* _THE RECORDS_
------
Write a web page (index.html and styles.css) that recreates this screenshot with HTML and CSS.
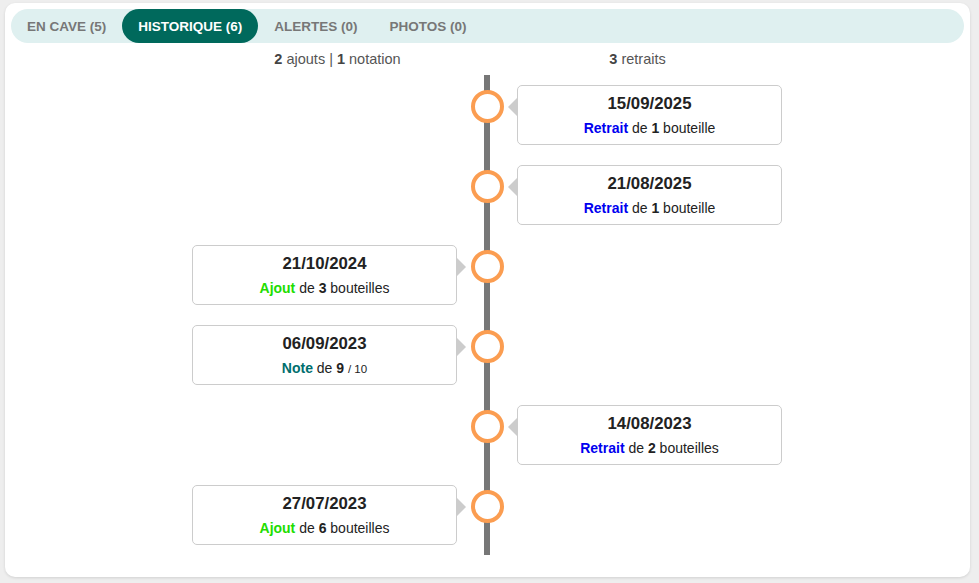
------
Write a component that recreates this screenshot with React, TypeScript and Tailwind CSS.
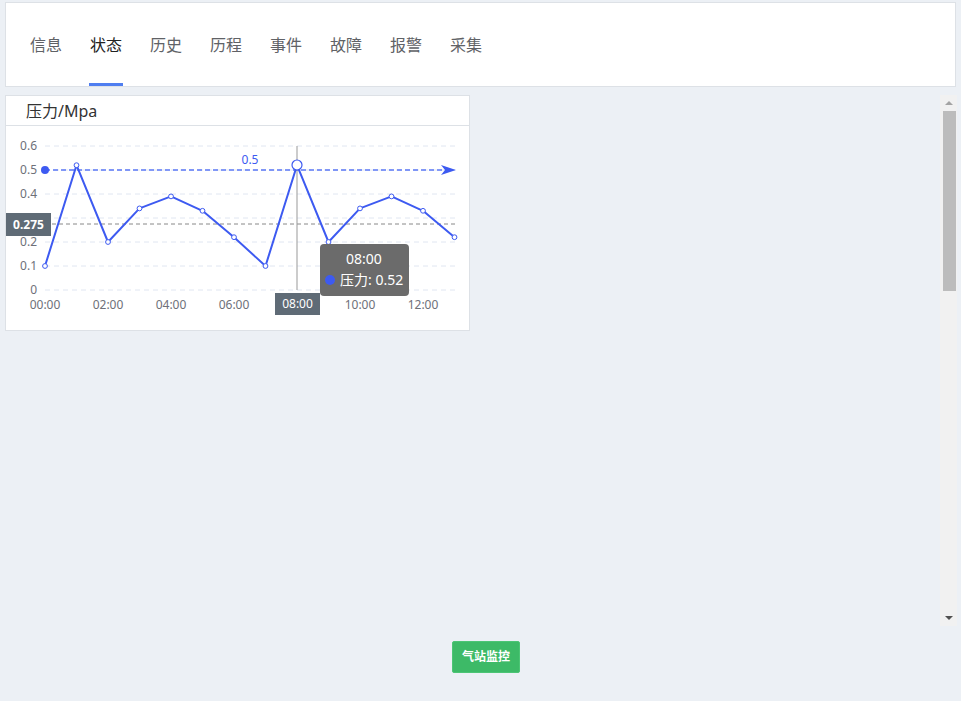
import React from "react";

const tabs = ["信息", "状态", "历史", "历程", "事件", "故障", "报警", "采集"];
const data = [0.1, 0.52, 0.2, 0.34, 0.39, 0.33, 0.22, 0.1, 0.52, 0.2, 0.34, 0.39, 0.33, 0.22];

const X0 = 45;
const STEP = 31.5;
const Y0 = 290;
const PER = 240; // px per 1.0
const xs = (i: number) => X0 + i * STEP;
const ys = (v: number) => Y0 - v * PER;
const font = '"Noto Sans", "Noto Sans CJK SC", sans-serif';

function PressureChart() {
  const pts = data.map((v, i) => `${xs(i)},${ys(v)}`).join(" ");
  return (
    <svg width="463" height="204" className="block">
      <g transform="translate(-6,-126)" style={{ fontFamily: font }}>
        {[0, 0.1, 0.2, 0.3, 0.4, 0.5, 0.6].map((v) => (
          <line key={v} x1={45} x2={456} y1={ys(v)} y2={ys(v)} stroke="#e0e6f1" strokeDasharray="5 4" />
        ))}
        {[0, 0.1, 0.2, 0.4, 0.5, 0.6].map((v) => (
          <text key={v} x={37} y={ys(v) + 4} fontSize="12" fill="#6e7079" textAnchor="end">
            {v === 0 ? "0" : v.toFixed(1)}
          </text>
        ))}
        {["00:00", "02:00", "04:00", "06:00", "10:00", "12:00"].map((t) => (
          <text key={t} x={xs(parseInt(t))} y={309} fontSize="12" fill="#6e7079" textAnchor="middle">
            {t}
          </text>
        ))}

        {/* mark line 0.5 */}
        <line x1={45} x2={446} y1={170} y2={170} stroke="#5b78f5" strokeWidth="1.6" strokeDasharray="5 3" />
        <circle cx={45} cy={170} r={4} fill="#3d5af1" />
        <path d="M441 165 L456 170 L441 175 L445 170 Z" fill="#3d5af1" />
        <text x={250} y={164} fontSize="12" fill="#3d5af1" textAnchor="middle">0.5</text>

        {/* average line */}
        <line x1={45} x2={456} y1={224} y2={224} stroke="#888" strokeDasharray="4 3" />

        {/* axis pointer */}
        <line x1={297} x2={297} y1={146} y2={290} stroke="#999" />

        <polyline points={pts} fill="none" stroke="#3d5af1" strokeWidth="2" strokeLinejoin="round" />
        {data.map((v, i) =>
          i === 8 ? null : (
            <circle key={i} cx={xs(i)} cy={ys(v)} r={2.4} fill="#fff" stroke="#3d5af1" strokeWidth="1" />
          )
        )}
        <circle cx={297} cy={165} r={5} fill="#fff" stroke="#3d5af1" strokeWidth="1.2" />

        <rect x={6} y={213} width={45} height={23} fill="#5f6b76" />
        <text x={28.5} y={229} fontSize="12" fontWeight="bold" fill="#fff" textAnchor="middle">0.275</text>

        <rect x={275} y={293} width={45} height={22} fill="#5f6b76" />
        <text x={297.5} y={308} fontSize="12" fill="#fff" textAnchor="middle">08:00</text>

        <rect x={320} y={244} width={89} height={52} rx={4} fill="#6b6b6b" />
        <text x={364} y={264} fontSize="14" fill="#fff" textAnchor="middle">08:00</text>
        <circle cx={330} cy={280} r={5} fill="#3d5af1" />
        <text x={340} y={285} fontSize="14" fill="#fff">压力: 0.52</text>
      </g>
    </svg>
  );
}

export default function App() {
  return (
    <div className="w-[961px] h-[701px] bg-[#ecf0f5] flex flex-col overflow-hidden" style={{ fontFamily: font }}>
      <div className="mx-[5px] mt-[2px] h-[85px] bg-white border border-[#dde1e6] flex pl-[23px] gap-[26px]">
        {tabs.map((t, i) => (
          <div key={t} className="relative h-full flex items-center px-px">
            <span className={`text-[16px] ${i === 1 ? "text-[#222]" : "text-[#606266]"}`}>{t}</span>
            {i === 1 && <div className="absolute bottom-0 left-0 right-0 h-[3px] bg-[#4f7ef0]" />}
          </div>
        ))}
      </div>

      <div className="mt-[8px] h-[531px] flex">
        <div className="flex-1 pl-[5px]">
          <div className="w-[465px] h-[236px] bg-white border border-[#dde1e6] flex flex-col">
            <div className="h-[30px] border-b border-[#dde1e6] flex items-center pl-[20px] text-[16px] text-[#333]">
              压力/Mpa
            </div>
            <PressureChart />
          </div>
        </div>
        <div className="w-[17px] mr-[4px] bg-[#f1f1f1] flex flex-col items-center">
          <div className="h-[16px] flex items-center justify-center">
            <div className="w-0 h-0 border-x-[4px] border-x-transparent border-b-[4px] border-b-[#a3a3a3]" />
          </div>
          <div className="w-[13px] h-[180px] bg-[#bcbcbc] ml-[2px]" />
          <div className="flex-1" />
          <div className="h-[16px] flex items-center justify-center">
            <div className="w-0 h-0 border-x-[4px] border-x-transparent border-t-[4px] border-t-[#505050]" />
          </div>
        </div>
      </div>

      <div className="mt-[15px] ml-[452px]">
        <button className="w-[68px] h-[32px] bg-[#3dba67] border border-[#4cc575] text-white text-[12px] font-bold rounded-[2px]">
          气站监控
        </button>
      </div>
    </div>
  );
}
------
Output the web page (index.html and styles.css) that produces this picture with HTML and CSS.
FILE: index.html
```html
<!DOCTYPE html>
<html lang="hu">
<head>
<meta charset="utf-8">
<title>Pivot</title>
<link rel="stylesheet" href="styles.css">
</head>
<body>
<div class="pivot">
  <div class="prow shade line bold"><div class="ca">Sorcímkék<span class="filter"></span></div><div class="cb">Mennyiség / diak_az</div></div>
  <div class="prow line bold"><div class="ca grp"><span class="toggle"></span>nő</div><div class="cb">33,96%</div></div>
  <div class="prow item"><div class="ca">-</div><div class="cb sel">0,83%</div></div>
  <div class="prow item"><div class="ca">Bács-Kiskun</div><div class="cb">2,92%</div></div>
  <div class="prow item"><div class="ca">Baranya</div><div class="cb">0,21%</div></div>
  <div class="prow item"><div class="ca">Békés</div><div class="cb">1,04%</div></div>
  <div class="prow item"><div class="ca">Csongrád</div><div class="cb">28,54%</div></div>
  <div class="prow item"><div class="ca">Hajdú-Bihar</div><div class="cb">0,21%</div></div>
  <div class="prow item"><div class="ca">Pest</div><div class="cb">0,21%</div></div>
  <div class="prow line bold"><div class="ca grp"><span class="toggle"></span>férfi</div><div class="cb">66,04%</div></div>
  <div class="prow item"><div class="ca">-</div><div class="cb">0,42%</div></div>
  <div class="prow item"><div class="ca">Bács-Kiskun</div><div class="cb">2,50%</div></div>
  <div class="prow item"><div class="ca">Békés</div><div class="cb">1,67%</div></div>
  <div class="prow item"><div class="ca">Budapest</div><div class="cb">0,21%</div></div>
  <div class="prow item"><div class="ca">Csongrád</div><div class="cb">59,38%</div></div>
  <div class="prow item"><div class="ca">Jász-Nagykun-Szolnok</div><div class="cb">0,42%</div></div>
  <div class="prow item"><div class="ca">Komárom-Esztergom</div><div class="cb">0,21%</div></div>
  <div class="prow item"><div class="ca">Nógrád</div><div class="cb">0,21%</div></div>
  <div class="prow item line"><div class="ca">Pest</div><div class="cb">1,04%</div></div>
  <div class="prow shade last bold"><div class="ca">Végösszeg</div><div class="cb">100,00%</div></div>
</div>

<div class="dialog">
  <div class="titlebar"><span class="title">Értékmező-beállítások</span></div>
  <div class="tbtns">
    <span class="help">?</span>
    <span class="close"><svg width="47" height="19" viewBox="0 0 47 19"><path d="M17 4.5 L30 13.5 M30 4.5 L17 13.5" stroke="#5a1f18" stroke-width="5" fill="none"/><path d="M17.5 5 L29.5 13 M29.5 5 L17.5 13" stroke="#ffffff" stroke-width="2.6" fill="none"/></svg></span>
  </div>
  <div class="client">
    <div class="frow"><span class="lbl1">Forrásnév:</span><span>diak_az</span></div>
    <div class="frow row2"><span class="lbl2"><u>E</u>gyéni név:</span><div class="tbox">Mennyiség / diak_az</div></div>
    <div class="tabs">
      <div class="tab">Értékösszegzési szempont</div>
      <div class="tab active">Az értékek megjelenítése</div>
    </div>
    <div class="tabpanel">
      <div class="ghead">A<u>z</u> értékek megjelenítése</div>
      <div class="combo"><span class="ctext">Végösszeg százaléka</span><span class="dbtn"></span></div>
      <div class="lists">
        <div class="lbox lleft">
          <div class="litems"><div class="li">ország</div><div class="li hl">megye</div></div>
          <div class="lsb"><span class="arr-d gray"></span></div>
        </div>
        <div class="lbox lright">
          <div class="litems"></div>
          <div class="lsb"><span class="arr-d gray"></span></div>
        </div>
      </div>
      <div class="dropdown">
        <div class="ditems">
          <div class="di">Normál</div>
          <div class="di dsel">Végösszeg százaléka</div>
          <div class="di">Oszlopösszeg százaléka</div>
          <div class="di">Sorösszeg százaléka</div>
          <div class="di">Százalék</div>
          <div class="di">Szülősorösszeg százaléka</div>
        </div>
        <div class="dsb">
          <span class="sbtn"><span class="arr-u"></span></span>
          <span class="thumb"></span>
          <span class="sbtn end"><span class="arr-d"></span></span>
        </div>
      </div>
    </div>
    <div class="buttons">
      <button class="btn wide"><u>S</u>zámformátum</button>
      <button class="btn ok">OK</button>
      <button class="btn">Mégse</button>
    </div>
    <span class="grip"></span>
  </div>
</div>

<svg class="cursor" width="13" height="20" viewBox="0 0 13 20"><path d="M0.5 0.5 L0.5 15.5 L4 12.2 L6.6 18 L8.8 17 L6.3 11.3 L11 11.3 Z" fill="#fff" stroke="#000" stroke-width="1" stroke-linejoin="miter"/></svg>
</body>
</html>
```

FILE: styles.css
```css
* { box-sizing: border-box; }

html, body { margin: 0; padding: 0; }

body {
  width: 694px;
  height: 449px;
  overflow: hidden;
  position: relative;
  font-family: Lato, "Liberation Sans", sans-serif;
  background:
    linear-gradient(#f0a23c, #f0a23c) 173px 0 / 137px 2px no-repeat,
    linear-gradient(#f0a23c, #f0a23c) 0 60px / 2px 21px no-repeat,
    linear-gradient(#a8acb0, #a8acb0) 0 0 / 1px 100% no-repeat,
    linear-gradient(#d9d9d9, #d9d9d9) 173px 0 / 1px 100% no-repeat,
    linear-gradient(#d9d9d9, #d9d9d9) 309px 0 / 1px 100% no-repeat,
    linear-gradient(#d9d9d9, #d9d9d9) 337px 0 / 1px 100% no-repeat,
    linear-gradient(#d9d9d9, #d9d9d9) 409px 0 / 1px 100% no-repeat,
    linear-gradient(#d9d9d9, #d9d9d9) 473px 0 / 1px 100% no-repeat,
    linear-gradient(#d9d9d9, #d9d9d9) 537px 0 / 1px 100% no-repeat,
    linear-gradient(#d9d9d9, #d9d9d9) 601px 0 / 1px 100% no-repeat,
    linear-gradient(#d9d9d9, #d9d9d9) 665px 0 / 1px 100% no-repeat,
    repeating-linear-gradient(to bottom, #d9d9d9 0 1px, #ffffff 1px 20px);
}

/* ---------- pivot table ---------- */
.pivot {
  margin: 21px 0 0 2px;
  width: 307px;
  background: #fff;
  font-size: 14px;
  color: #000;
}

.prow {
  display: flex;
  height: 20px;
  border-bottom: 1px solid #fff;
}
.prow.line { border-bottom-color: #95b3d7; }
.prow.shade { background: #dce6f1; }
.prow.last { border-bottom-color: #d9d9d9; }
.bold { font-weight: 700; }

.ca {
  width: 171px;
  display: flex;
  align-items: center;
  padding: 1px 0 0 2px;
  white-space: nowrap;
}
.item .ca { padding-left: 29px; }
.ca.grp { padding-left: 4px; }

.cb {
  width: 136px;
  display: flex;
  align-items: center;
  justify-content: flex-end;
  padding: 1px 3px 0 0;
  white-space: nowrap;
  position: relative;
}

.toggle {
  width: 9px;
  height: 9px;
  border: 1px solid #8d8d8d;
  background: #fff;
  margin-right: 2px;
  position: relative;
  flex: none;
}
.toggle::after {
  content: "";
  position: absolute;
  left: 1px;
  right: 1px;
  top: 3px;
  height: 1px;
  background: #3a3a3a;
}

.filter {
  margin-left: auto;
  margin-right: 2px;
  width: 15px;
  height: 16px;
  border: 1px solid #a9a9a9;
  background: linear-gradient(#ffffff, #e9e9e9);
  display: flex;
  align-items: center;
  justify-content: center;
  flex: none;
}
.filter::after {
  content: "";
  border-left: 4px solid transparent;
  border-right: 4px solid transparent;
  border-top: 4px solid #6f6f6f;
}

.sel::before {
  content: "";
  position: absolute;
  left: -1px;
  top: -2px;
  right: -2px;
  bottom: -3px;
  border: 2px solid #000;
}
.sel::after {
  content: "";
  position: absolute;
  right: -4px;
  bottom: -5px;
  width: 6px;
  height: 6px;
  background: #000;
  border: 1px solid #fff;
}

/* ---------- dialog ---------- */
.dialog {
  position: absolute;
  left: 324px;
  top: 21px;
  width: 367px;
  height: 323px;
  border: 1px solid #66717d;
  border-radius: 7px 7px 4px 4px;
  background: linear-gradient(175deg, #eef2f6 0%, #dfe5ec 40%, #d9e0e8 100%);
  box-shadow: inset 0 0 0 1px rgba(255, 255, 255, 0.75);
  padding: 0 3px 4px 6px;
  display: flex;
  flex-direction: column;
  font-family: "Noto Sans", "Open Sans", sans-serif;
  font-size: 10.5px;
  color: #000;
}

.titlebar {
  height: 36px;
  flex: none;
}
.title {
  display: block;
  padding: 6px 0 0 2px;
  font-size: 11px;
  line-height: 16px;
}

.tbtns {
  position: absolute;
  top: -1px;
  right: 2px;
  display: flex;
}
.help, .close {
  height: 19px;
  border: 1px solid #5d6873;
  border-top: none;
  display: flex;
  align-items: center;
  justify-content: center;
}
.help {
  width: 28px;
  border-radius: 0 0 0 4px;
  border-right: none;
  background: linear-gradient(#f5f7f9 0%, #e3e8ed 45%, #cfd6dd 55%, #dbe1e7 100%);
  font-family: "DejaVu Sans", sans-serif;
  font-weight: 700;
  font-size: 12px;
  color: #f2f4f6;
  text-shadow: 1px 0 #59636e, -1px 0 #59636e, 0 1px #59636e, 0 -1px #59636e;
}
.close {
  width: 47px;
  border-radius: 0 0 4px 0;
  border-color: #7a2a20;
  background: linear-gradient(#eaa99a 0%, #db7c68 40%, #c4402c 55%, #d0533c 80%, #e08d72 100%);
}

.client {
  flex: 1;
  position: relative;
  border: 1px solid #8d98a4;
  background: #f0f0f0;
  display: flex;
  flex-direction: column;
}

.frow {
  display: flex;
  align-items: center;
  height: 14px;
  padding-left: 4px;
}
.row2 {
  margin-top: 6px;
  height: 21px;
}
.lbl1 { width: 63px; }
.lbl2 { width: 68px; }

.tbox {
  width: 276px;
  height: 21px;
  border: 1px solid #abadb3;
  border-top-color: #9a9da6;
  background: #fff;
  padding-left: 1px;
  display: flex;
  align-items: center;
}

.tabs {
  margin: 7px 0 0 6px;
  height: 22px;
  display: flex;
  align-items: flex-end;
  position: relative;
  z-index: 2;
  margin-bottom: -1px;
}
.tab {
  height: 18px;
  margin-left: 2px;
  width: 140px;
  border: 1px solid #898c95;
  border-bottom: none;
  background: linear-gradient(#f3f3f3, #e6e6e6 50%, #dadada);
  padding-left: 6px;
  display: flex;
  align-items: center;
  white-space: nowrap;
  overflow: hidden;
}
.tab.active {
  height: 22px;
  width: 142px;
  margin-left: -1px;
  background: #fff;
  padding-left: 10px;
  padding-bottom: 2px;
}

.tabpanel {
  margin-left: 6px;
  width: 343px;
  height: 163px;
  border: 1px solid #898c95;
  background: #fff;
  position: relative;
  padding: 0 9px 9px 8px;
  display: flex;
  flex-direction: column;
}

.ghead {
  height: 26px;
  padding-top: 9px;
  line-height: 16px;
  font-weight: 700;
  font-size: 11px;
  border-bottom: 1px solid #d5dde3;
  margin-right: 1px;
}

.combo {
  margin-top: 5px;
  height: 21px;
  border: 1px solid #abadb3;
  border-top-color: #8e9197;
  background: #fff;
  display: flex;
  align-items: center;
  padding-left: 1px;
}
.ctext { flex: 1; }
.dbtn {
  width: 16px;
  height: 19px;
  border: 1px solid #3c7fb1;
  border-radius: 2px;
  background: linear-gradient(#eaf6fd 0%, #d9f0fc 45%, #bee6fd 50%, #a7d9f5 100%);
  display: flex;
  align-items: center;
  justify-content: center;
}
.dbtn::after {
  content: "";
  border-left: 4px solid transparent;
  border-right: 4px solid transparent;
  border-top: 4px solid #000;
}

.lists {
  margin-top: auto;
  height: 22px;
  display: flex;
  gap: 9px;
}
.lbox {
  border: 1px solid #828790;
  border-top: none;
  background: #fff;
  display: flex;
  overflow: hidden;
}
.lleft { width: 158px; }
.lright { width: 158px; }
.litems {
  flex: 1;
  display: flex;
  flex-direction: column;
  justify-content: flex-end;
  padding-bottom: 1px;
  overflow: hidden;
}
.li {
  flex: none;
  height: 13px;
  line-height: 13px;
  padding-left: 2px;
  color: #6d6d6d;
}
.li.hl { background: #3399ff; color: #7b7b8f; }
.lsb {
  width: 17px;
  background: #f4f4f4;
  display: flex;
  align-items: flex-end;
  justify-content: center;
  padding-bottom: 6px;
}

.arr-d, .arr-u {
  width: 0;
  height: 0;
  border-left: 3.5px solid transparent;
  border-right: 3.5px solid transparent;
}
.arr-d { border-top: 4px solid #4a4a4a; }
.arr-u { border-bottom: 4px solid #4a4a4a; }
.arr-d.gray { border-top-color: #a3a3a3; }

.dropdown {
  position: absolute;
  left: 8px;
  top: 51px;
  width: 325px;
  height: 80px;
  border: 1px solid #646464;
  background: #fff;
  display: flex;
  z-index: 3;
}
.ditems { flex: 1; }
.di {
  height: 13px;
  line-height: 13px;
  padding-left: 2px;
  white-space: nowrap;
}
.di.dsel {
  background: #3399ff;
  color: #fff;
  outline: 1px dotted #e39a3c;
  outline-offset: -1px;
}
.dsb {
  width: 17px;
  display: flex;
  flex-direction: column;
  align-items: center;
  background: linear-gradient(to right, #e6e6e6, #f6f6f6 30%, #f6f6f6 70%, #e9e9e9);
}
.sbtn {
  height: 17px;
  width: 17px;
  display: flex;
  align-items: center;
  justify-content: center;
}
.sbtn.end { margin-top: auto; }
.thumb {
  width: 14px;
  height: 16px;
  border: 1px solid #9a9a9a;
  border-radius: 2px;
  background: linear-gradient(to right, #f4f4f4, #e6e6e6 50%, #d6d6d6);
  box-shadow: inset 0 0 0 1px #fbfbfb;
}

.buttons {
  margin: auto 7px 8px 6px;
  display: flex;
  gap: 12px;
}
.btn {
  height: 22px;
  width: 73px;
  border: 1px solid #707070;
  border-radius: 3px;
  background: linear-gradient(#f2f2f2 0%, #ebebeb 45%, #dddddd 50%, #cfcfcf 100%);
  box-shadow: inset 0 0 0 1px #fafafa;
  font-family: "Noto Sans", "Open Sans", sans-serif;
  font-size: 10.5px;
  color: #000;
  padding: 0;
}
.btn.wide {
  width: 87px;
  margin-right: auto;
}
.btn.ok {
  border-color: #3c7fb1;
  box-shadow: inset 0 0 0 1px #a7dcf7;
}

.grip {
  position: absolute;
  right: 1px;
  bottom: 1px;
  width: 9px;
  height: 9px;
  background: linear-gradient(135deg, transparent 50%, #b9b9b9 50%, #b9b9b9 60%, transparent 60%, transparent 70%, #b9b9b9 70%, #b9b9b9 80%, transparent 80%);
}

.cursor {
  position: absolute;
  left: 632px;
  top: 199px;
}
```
------
* _WHAT TO PRODUCE_
Everything from the line with "Write a component" down to the line with "0.39, 0.33, 0.22];" in the data above should be copied exactly, with both end lines kept and the pictures left out.

* _TASK SOLUTION_
Write a component that recreates this screenshot with React, TypeScript and Tailwind CSS.
import React from "react";

const tabs = ["信息", "状态", "历史", "历程", "事件", "故障", "报警", "采集"];
const data = [0.1, 0.52, 0.2, 0.34, 0.39, 0.33, 0.22, 0.1, 0.52, 0.2, 0.34, 0.39, 0.33, 0.22];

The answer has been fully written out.